Consider throwing 3 darts at a sphere on average the darts will land with one on each of the ends of the Cartesian coordinates, i.e. (0,0,1), (0,1,0), (1,0,0). Or on average the SA of the spherical triangle made using the three darts as vertices will be 1/8th of the sphere volume.

This is easy to verify. The position the dart lands can be described using 2 coordinates and the equation for a sphere in Cartesian. Randomly choose an x value between -1 and 1, randomly choose a y value between -1 and 1 and the equation for a sphere will give you the z value.

On average x will be 0, y will be 0 and z will be 1.

Do this using the others and you can see why the triangle will on average have a SA of 1/8th of sphere volume.

Now consider placing a great circle around any 2 points. There are 3 ways this can be done. On average These 3 great circles will make up the x, y and z planes. Or better to describe as, on average these three great circles will be on orthogonal planes.

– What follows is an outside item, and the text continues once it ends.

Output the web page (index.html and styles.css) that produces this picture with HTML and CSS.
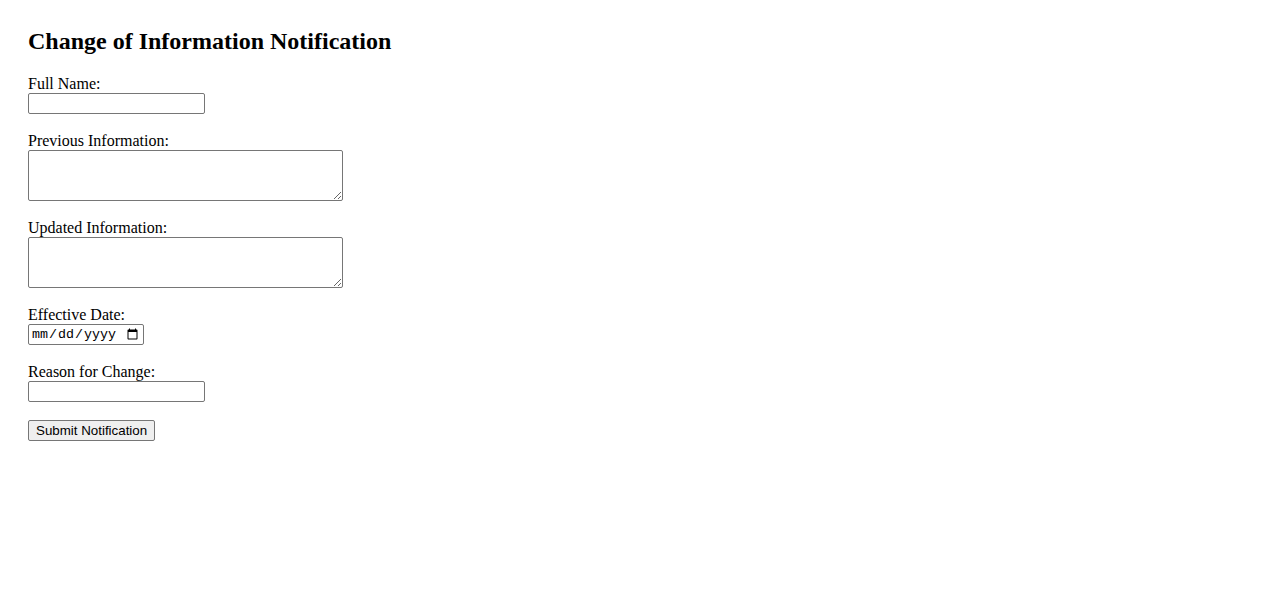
FILE: index.html
```html
<!DOCTYPE html>
<html lang="en">
<head>
<meta charset="UTF-8">
<title>Change of Information Notification</title>
<link rel="stylesheet" href="styles.css">
</head>
<body>
<div class="page">
<h2 class="title">Change of Information Notification</h2>
<form class="form">
<label class="label" for="fullName">Full Name:</label><br>
<input class="text" type="text" id="fullName" name="fullName"><br><br>
<label class="label" for="prev">Previous Information:</label><br>
<textarea class="area" id="prev" name="prev"></textarea><br><br>
<label class="label" for="upd">Updated Information:</label><br>
<textarea class="area" id="upd" name="upd"></textarea><br><br>
<label class="label" for="date">Effective Date:</label><br>
<input class="date" type="date" id="date" name="date"><br><br>
<label class="label" for="reason">Reason for Change:</label><br>
<input class="text" type="text" id="reason" name="reason"><br><br>
<button class="btn" type="submit">Submit Notification</button>
</form>
</div>
</body>
</html>
```
FILE: styles.css
```css
body {
  margin: 0;
  font-family: "Liberation Serif", "Times New Roman", serif;
  font-size: 16px;
  color: #000;
  background: #fff;
}
.page {
  padding: 28px;
}
.title {
  margin: 0 0 20px;
  font-size: 24px;
  font-weight: bold;
}
.form {
  margin: 0;
}
.text {
  font-family: "Liberation Sans", Arial, sans-serif;
  font-size: 13.333px;
  width: 177px;
  height: 21px;
  box-sizing: border-box;
  border: 1px solid #767676;
  border-radius: 2px;
  padding: 1px 2px;
  margin: 0;
}
.area {
  font-family: "Liberation Mono", monospace;
  font-size: 13.333px;
  width: 315px;
  height: 51px;
  box-sizing: border-box;
  border: 1px solid #767676;
  border-radius: 2px;
  padding: 2px;
  margin: 0;
  vertical-align: top;
}
.date {
  font-family: "Liberation Mono", monospace;
  font-size: 13.333px;
  width: 116px;
  height: 21px;
  box-sizing: border-box;
  border: 1px solid #767676;
  border-radius: 2px;
  padding: 1px 2px;
  margin: 0;
}
.btn {
  font-family: "Liberation Sans", Arial, sans-serif;
  font-size: 13.333px;
  height: 21px;
  padding: 1px 7px;
  border: 1px solid #767676;
  border-radius: 2px;
  background: #efefef;
  color: #000;
  margin: 0;
}
```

So there are 8 octant to choose from, Sa of 7 of these octants can be included in the same hemisphere as the 3 points by choosing different great circles. So only if the 4th dart lands in the 8th octant do we not have a great circle that can be used to split the sphere into 2 hemispheres encompassing all 4 darts.

The 8th octant will be the dipodal spherical triangle of the "average position of the darts landing. that is draw lines through the darts, through the centre of the sphere and make another spherical triangle using the intersection of the before mentioned lines on the opposite side of the sphere.

Think about it, that is the only octant that can not be encompassed using any of the three great circles.

and again

throw 3 darts, 3 great circle can be drawn, on average the planes these three great circles lie on will be orthogonal. The intersection of these three planes creates 8 octants. There can be a spherical triangle drawn around the three darts. If and only if the fourth dart lands on the antipodal spherical triangle of the first three darts will it not be in the same hemisphere.